I write about my life and life itself seen through my eyes for who can write through the experiences of others if not their own?

Tuesday, February 24, 2009

I Want To Remember

As I have written many times, I am a “words” person. I get deep into the words of a song or poem and I can relate to what the author expresses either by experience or because it is written so exquisitely that it takes me to that place where they were when they pasted their feelings on paper.

Yesterday, I read one of the most beautiful pieces of writings that I have come across in the last few months if not years. A piece called “I can’t remember you” written by Kathi in 2006.

It was just beautiful.

The common theme, time = distance, reminded me that as time passes we can still remember that someone existed, but how their existence impacted our lives is not clearly remembered any longer. Time takes its toll in life and in that which was once important.

There are feelings that grow in the distance, that become stronger in its absence, feelings that challenge the adversity of time. But for the most part even the strongest of them and the more lasting ones, anger and sadness, fade over time. And after a while we are left with the idea of what it was, but not the feeling of it.

How many people can remember a kiss, a kiss that once made them tremble and get lost in it?

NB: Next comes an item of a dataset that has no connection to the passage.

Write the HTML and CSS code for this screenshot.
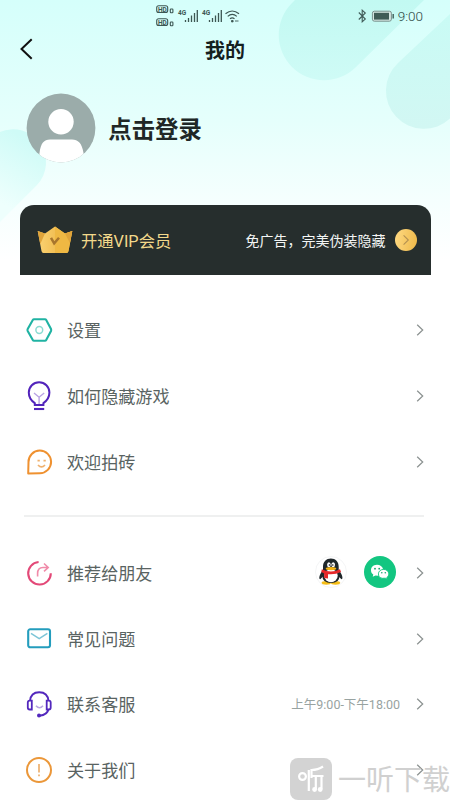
FILE: index.html
```html
<!DOCTYPE html>
<html lang="zh-CN">
<head>
<meta charset="utf-8">
<title>我的</title>
<link rel="stylesheet" href="styles.css">
</head>
<body>
<svg width="0" height="0" class="defs" aria-hidden="true">
  <symbol id="chev" viewBox="0 0 8 14"><path d="M1.2 1.7 6.7 7 1.2 12.3" fill="none" stroke="currentColor" stroke-width="1.25"/></symbol>
</svg>
<div class="screen">
  <svg class="decor" width="450" height="260" viewBox="0 0 450 260" aria-hidden="true">
    <defs>
      <linearGradient id="g1" x1="0" y1="0" x2="0" y2="1"><stop offset="0" stop-color="#c2f9f2"/><stop offset="1" stop-color="#cffbf6"/></linearGradient>
      <linearGradient id="g2" x1="0" y1="0" x2="0" y2="1"><stop offset="0" stop-color="#c9fbf5"/><stop offset="1" stop-color="#d2f7f3"/></linearGradient>
      <linearGradient id="g3" gradientUnits="userSpaceOnUse" x1="38" y1="145" x2="4" y2="205"><stop offset="0" stop-color="#cffbf7"/><stop offset="1" stop-color="#eefffd"/></linearGradient>
    </defs>
    <path d="M292 3 295 0H424L356 67A45 45 0 1 1 292 3Z" fill="url(#g1)"/>
    <path d="M398 63 450 14V118.6A38 38 0 0 1 398 63Z" fill="url(#g2)"/>
    <path d="M0 132A33 33 0 0 1 37 185L0 222Z" fill="url(#g3)"/>
  </svg>

  <div class="status">
    <svg class="signals" width="84" height="24" viewBox="0 0 84 24">
      <g fill="none" stroke="#3d5753" stroke-width="1.1"><rect x=".7" y="2.7" width="11" height="6.8" rx="2"/><rect x=".7" y="15.7" width="11" height="6.8" rx="2"/><rect x="14.3" y="6" width="2.6" height="3.8" rx=".7"/><rect x="14.3" y="19" width="2.6" height="3.8" rx=".7"/></g>
      <g fill="#3d5753" class="tiny"><text x="2" y="8.5">HD</text><text x="2" y="21.5">HD</text><text x="22" y="12">4G</text><text x="46" y="12">4G</text></g>
      <path d="M29.5 17v2M32.5 15V19M35.5 12.5V19M38.5 10V19M41.3 7V19M53.5 17v2M56.5 15V19M59.5 12.5V19M62.5 10V19M65.3 7V19" stroke="#3d5753" stroke-width="1.3"/>
      <path d="M69.5 10.8Q76.2 5.2 83 10.8M71.7 13.4Q76.2 9.4 80.8 13.4M74 15.8Q76.2 14 78.5 15.8" fill="none" stroke="#3d5753" stroke-width="1.2"/>
      <path d="M75.5 17.5h1.6v1.4h-1.6zM79 18h3.5" stroke="#3d5753" stroke-width=".9" fill="#3d5753"/>
    </svg>
    <div class="status-right">
      <svg width="37" height="14" viewBox="0 0 37 14"><path d="M1.8 3.5 8.3 10 5.2 12.8V1.2L8.3 4 1.8 10.5" fill="none" stroke="#405b58" stroke-width="1.1"/><rect x="15.4" y="2.2" width="19" height="10" rx="2" fill="#d5e6e2" stroke="#78918d" stroke-width="1"/><rect x="17" y="3.8" width="15" height="6.8" fill="#3f5c57"/><path d="M36.2 5v4.5" stroke="#3f5c57" stroke-width="1.4"/></svg>
      <span class="time">9:00</span>
    </div>
  </div>

  <header class="titlebar">
    <svg class="back" width="14" height="22" viewBox="0 0 14 22"><path d="M12.7 1.2 2.5 11 12.7 20.8" fill="none" stroke="#111" stroke-width="2"/></svg>
    <h1>我的</h1>
  </header>

  <div class="profile">
    <svg width="70" height="70" viewBox="0 0 70 70"><clipPath id="c"><circle cx="35" cy="35" r="34.4"/></clipPath><g clip-path="url(#c)"><path d="M0 0h70v70H0z" fill="#9bacaa"/><circle cx="35" cy="28.7" r="12.7" fill="#fff"/><path d="M12 70 13.5 60C14.8 50 18 46.5 24 46.5H46C52 46.5 56 50 57.5 60L59 70Z" fill="#fff"/></g></svg>
    <strong>点击登录</strong>
  </div>

  <div class="vip">
    <svg width="36" height="28" viewBox="0 0 36 28">
      <defs><linearGradient id="gold"><stop offset="0" stop-color="#fbd373"/><stop offset="1" stop-color="#e9ad39"/></linearGradient></defs>
      <path d="M.7 5 8 7.5 18 .5 28 7.5 35.3 5 31.5 25Q31.2 27 29.5 27H6.5Q4.8 27 4.5 25Z" fill="url(#gold)"/>
      <path d="M18 .5 28 7.5 35.3 5 31.5 25Q31.2 27 29.5 27H18Z" fill="#efb843"/><path d="M.7 5 8 7.5 3.3 18ZM28 7.5 35.3 5 32.9 17Z" fill="#e0a43a"/>
      <path d="M14 11.8 17.2 17.3 22 11.8" fill="none" stroke="#a8752c" stroke-width="2.5"/>
    </svg>
    <span class="vip-name">开通<span class="latin">VIP</span>会员</span>
    <span class="vip-note">免广告，完美伪装隐藏</span>
    <span class="coin"><svg width="8" height="12"><use href="#chev"/></svg></span>
  </div>

  <nav class="menu">
    <div class="row">
      <svg class="icon" viewBox="0 0 28 28" fill="none"><path d="M9 3.3H20Q20.8 3.3 21.2 4L26 13Q26.4 14 26 15L21.2 24Q20.8 24.8 20 24.8H9Q8.2 24.8 7.8 24L2.7 15Q2.2 14 2.7 13L7.8 4Q8.2 3.3 9 3.3Z" stroke="#20b3a3" stroke-width="2.1"/><circle cx="14.3" cy="14" r="3.4" stroke="#8bdcd2" stroke-width="1.5"/></svg>
      <span class="label">设置</span><svg class="chev"><use href="#chev"/></svg>
    </div>
    <div class="row">
      <svg class="icon bulb" viewBox="0 0 28 32" fill="none"><path d="M9.8 25V23.2C6.5 21 3.8 17.5 3.8 12.6A10.3 10.3 0 0 1 24.4 12.6C24.4 17.5 21.7 21 18.4 23.2V25Z" stroke="#5224bb" stroke-width="2"/><path d="M9 29H19.2" stroke="#5224bb" stroke-width="2.1"/><path d="M9 13 14.1 17.2 19.2 13M14.1 17.2V24" stroke="#b9a3e3" stroke-width="1.4"/></svg>
      <span class="label">如何隐藏游戏</span><svg class="chev"><use href="#chev"/></svg>
    </div>
    <div class="row">
      <svg class="icon" viewBox="0 0 28 28" fill="none"><path d="M3.2 25.5 3.5 14A11.3 11.3 0 1 1 14.8 25.2Z" stroke="#ef9130" stroke-width="2" stroke-linejoin="round"/><path d="M12.5 12.6h2.3M18.5 12.6h2.3M13 17Q16.5 20.8 20 17" stroke="#efb16f" stroke-width="1.7"/></svg>
      <span class="label">欢迎拍砖</span><svg class="chev"><use href="#chev"/></svg>
    </div>
    <hr>
    <div class="row">
      <svg class="icon" viewBox="0 0 28 28" fill="none"><path d="M13.6 3A11.3 11.3 0 1 0 25.8 14.2" stroke="#e34978" stroke-width="2.1"/><path d="M12.6 17.5V14.5Q12.6 8.5 18 8.5H22M19 4.5 23.2 8.5 19 12.4" stroke="#f08ba9" stroke-width="1.6"/></svg>
      <span class="label">推荐给朋友</span>
      <span class="share">
        <svg width="32" height="32" viewBox="0 0 32 32"><circle cx="16" cy="16" r="15.5" fill="#fff" stroke="#f4f5f6"/>
          <ellipse cx="11.3" cy="26.8" rx="4.7" ry="1.9" fill="#f5bd16"/><ellipse cx="20.5" cy="26.8" rx="4.7" ry="1.9" fill="#f5bd16"/>
          <path d="M8 14C4 19 3.5 23 5.3 23.3L8 20.5ZM23.7 14C27.7 19 28.3 23 26.5 23.3L23.5 20.5Z" fill="#20272b"/>
          <path d="M8 14V11C8 5.5 11.3 2.5 15.9 2.5S23.7 5.5 23.7 11V14L24.5 20Q24.5 27 16 27T7.3 20Z" fill="#20272b"/>
          <ellipse cx="16" cy="19.7" rx="6.7" ry="6.5" fill="#fff"/><ellipse cx="13.9" cy="8.8" rx="1.8" ry="2.5" fill="#fff"/><ellipse cx="18.2" cy="8.8" rx="1.8" ry="2.5" fill="#fff"/><circle cx="14.4" cy="9" r=".8" fill="#111"/><circle cx="17.8" cy="9" r=".8" fill="#111"/>
          <ellipse cx="16" cy="12.6" rx="5.3" ry="1.6" fill="#f7b616"/><path d="M6.8 13.2Q16 18 25 13.2L26 16Q20 19 13 18.2V22.5L9.2 22V17.5L6.3 16Z" fill="#e5282a"/>
        </svg>
        <svg width="32" height="32" viewBox="0 0 32 32"><circle cx="16" cy="16" r="16" fill="#13c681"/><path d="M13 8.7C8.9 8.7 7 11.5 7 14.2 7 16.3 8 17.7 9.3 18.5L8.7 20.8 11.5 19.5 14 19.8 17 19.2 19 13C18.5 10.5 16 8.7 13 8.7Z" fill="#fff"/><path d="M19.6 13.4C22.5 13.4 24.8 15.3 24.8 17.9 24.8 19.4 24 20.7 22.8 21.5L23.2 23.2 21.3 22.2Q14.4 23.2 14.4 17.9C14.4 15.3 16.7 13.4 19.6 13.4Z" fill="#fff" stroke="#13c681" stroke-width=".9"/><g fill="#13a66e"><circle cx="11" cy="12.7" r=".9"/><circle cx="15.2" cy="12.7" r=".9"/><circle cx="17.8" cy="16.7" r=".8"/><circle cx="21.3" cy="16.7" r=".8"/></g></svg>
      </span>
      <svg class="chev"><use href="#chev"/></svg>
    </div>
    <div class="row">
      <svg class="icon" viewBox="0 0 28 28" fill="none"><rect x="3.2" y="4.3" width="21.8" height="18" rx="2" stroke="#249dbd" stroke-width="2.1"/><path d="M6 8.3 14.2 13.7 22.4 8.3" stroke="#7cc5d7" stroke-width="1.5"/></svg>
      <span class="label">常见问题</span><svg class="chev"><use href="#chev"/></svg>
    </div>
    <div class="row">
      <svg class="icon" viewBox="0 0 28 28" fill="none"><path d="M5 11C5.5 5 9.3 2.2 14.2 2.2S23 5 23.5 11M23.5 19Q22.5 25 14.5 25.7" stroke="#5328bd" stroke-width="1.9"/><path d="M6.8 10.6V19.5H4.7Q2.8 19.5 2.8 17.5V12.6Q2.8 10.6 4.7 10.6ZM21.7 10.6H23.8Q25.7 10.6 25.7 12.6V17.5Q25.7 19.5 23.8 19.5H21.7Z" stroke="#5328bd" stroke-width="1.8"/><circle cx="14" cy="25.4" r="2" fill="#5328bd"/><path d="M11 15.7Q14.5 19.7 18 15.7" stroke="#b8a5e2" stroke-width="1.6"/></svg>
      <span class="label">联系客服</span><span class="hours">上午9:00-下午18:00</span><svg class="chev"><use href="#chev"/></svg>
    </div>
    <div class="row">
      <svg class="icon" viewBox="0 0 28 28" fill="none"><circle cx="14" cy="14" r="12" stroke="#eb9739" stroke-width="2"/><path d="M14 8v8.5M14 18.5v1.8" stroke="#edb06e" stroke-width="1.7"/></svg>
      <span class="label">关于我们</span><svg class="chev"><use href="#chev"/></svg>
    </div>
  </nav>

  <div class="mark">
    <svg width="42" height="42" viewBox="0 0 42 42"><rect width="42" height="42" rx="8" fill="#cfcfcf"/><g fill="none" stroke="#fff" stroke-width="2.2"><circle cx="12.5" cy="18.5" r="3.4"/><path d="M18.8 12V33M33 8.5Q28 12 21.5 12M21.5 11V20M21.5 18H33.5M25.8 18V31M31.5 18V31"/></g><circle cx="24.6" cy="31.5" r="2.4" fill="#fff"/><circle cx="30.2" cy="31.5" r="2.4" fill="#fff"/></svg>
    <span>一听下载</span>
  </div>
</div>
</body>
</html>
```
FILE: styles.css
```css
* { box-sizing: border-box; }
body {
  margin: 0;
  font-family: "Noto Sans CJK SC", sans-serif;
  background: #fff;
}
.defs { position: absolute; }
.screen {
  position: relative;
  width: 450px;
  height: 800px;
  overflow: hidden;
  background: linear-gradient(#d5fffb 0, #e5fffc 120px, #f5fffe 200px, #fff 260px);
}
.decor { position: absolute; top: 0; left: 0; }
.status, .titlebar, .profile, .vip, .menu { position: relative; }
.status {
  display: flex;
  justify-content: space-between;
  height: 32px;
  padding: 3px 27px 0 156px;
}
.tiny { font: bold 6.5px Roboto, sans-serif; }
.status-right {
  display: flex;
  align-items: center;
  gap: 4px;
  height: 26px;
}
.time {
  font: 300 13.5px/28px Roboto, sans-serif;
  color: #2d4743;
}
.titlebar {
  display: flex;
  align-items: center;
  justify-content: center;
  height: 36px;
}
.back { position: absolute; left: 19px; top: 6px; }
h1 {
  margin: 0;
  font-size: 20px;
  line-height: 36px;
  font-weight: 700;
  color: #14201f;
}
.profile {
  display: flex;
  align-items: center;
  gap: 12px;
  height: 70px;
  margin: 25px 0 0 26.3px;
}
.profile strong { font-size: 23.4px; line-height: 34px; color: #202726; }
.vip {
  display: flex;
  align-items: center;
  height: 70px;
  margin: 42px 19.5px 0;
  padding: 0 14px 0 17px;
  border-radius: 14px 14px 0 0;
  background: #262e2d;
}
.vip-name { margin-left: 8.5px; font-size: 16.3px; color: #f3d98b; }
.latin { font-family: Roboto, sans-serif; }
.vip-note { margin-left: auto; font-size: 14px; color: #f4f6f5; }
.coin {
  display: flex;
  align-items: center;
  justify-content: center;
  width: 22px;
  height: 22px;
  margin-left: 9px;
  border-radius: 50%;
  background: linear-gradient(100deg, #ffda83, #edb848);
  color: #b39152;
}
.menu { padding: 22.3px 25px 0; }
.row { display: flex; align-items: center; height: 65.8px; }
.icon { width: 28px; height: 28px; flex: none; }
.bulb { height: 32px; }
.label { margin: -1px 0 0 14px; font-size: 17.1px; color: #596362; }
.chev { width: 8px; height: 14px; margin-left: auto; margin-right: 1px; color: #8c9291; }
hr {
  height: 2px;
  margin: 20.7px 1px 22.5px -1px;
  border: 0;
  background: #eff0f0;
}
.share { display: flex; gap: 17px; margin-left: auto; margin-top: -1px; }
.hours {
  margin: -2px 0 0 auto;
  font: 12.5px Roboto, "Noto Sans CJK SC", sans-serif;
  color: #98a3a1;
}
.hours + .chev { margin-left: 16px; }
.share + .chev { margin-left: 20px; }
.mark {
  position: absolute;
  left: 290px;
  top: 758px;
  display: flex;
  align-items: center;
  gap: 6px;
  opacity: .9;
}
.mark span {
  margin-top: -3px;
  font-size: 28px;
  line-height: 42px;
  white-space: nowrap;
  color: #cbcbcb;
}
```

The memory still holds the “thought” of it, the idea of it, but not the feeling that made the world stop in the arms of that person.

There are experiences, places, loves, that will always live in a small corner of our hearts, but after a while the memories of them inhabit that space stripped of tangibility, glued to a past by nothing more than the faint recollection of a feeling.

The passage of time is a good thing, I guess. Without it we would remain suspended in a state of mourning over what was and no longer is. I can’t help but feel sad when so much becomes so little. Time goes on. Nevertheless, it is those corners of our hearts that shape how we love, how we connect, how well we trust and how much we allow into our experience. Not so little, after all.

Thank you for the memories.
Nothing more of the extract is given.